On Saturday, I hosted a Friends-giving celebration for our Turkish friends. With the other two Americans here, we’d all decided to throw a Thanksgiving party, but we never really coordinated and so I ended up cooking everything. It was honestly pretty fun to cook for 10 hours. I love tasks 🙂 The only real stress was whether my Turkish friends would think my house was clean enough which, probably it wasn’t. But hey, I tried!
For most of our friends, this was their first Thanksgiving. We tried to give a brief rundown of the history of the holiday and then talked about how our individual families celebrated. I made a “thankful board” per Schaffner tradition and everyone (including the Americans) thought it was a noble idea. The menu: lots of slow-cooker Apple Cider, Alton Brown’s Turkey recipe, mashed potatoes, Daniel’s grandmother’s dressing recipe, green bean casserole with greek yogurt instead of cream-of-mushroom soup (AWESOME), sweet potatoes, biscuits, pumpkin cake, and apple pie. My only regret is that I didn’t make gravy. The Turkey came with all giblets (what a gross word) removed and I coudn’t figure out how to ask the butcher for just what comes inside an animal. My Turkish is still elementary. Ah well, it all turned out well and we enjoyed ourselves.

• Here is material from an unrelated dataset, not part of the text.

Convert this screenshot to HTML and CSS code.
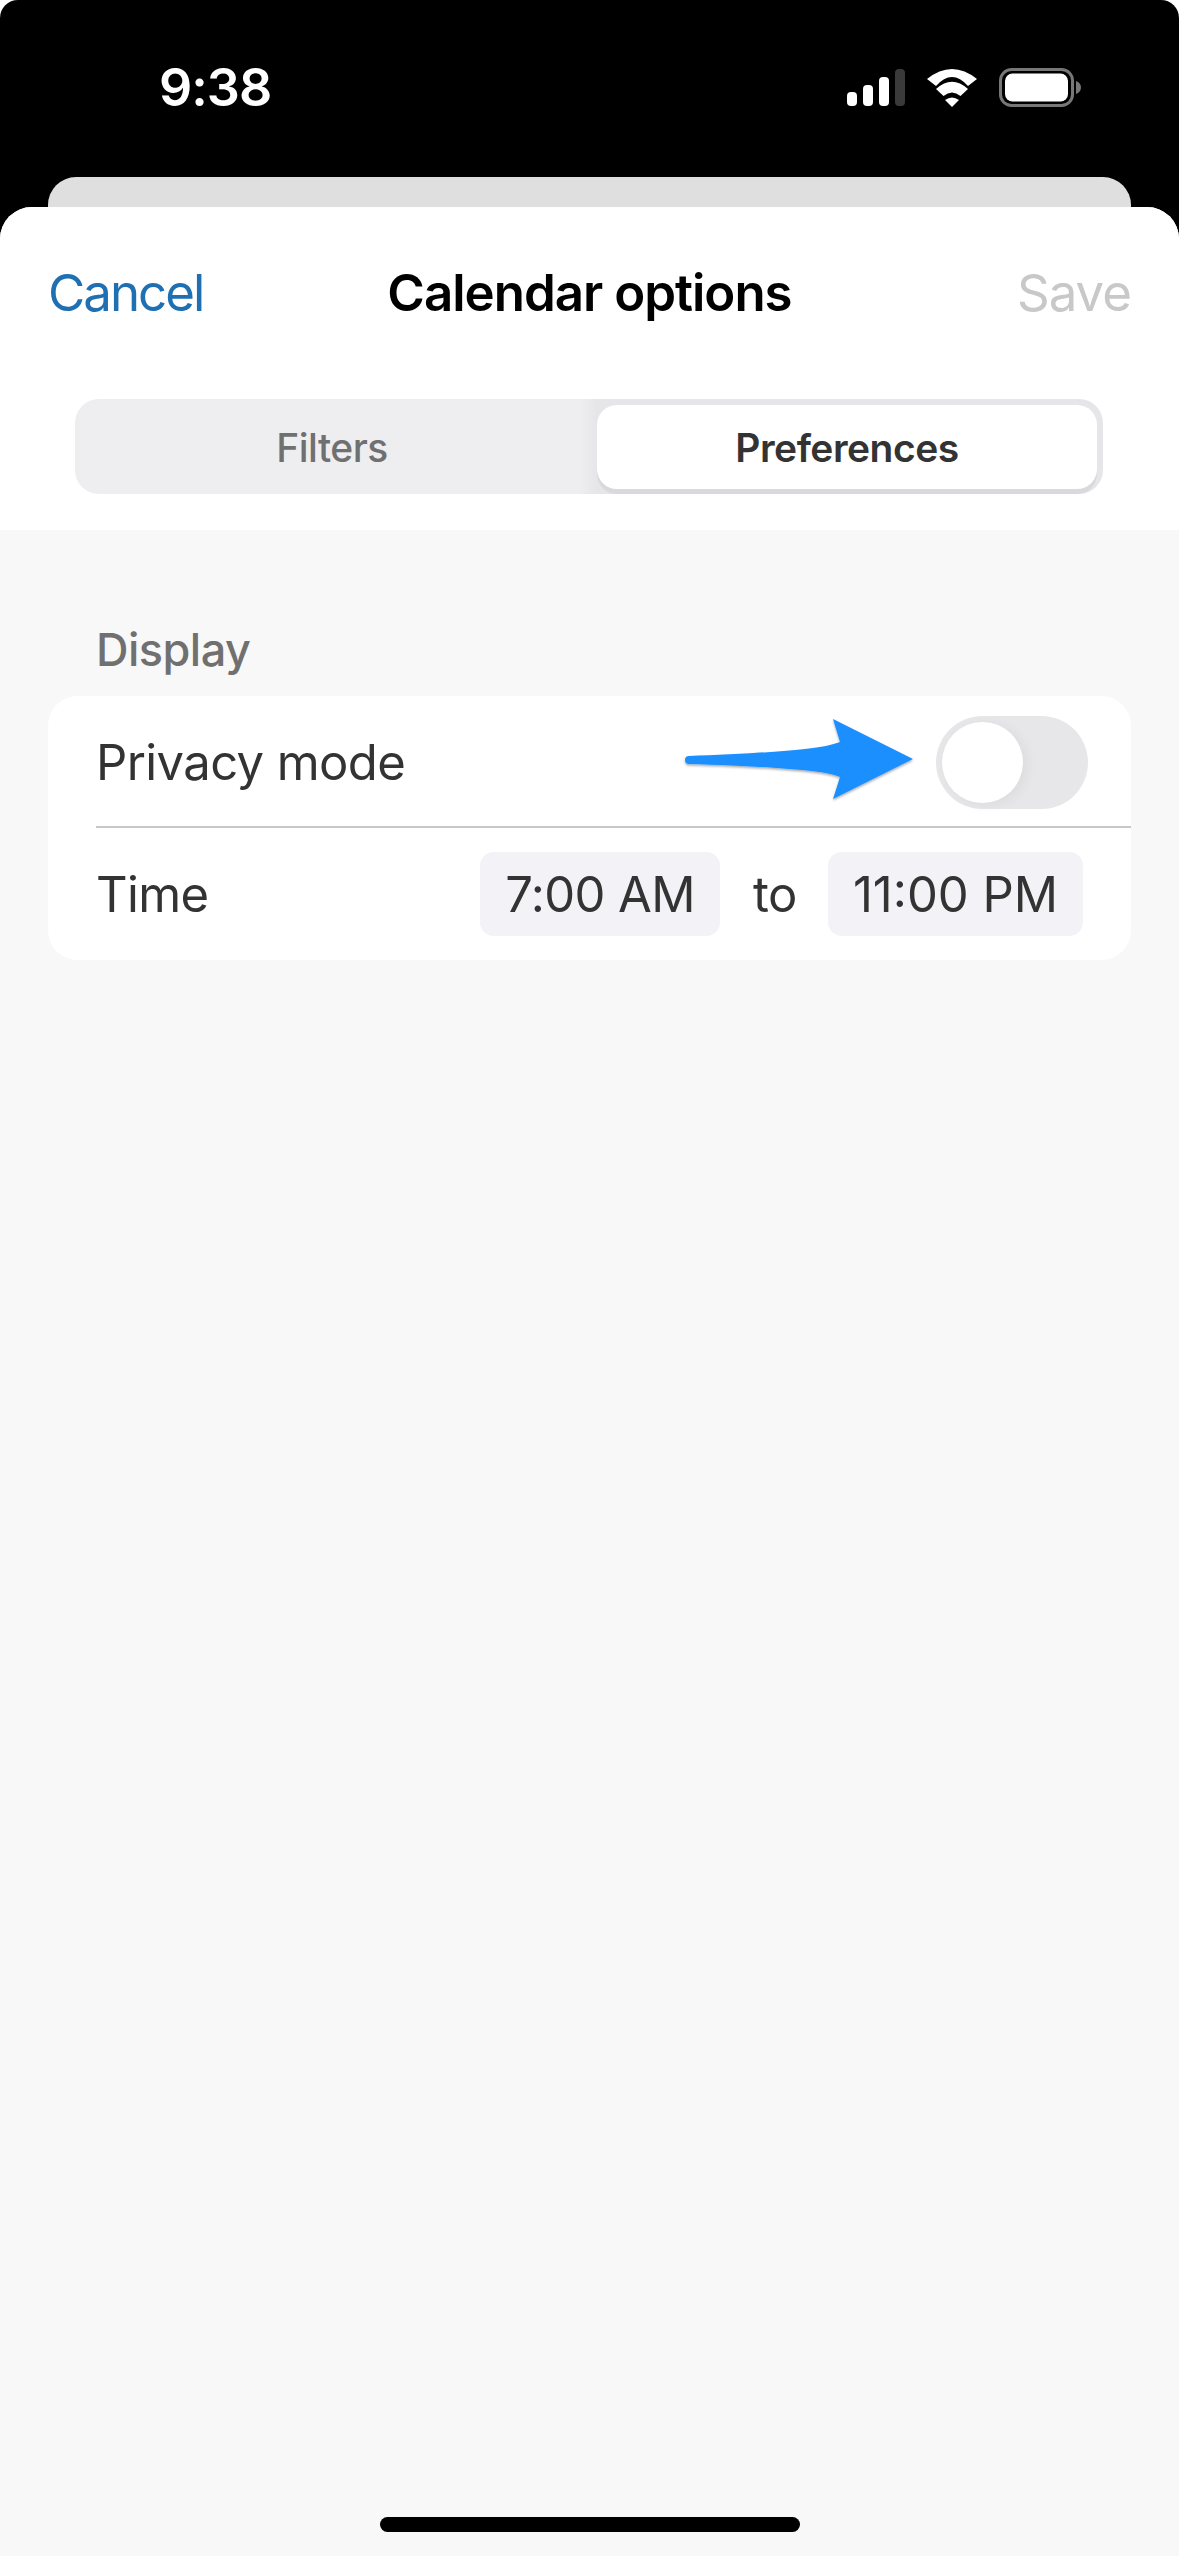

Also, in Turkey, the word for a turkey is “hindi” because the Turks historically thought that the bird came from India (Hindi is the Turkish word for Indian). When western European’s came to Turkey, they thought that the bird originated there, so they dubbed it a “turkey.” So all the “I’m eating turkey in Turkey” jokes were compounded because one of the other Fulbrighters is Indian. I ate hindi with a Hindi who called it a turkey in Turkey. Our Turkish guests could not grasp why we American’s found this so funny.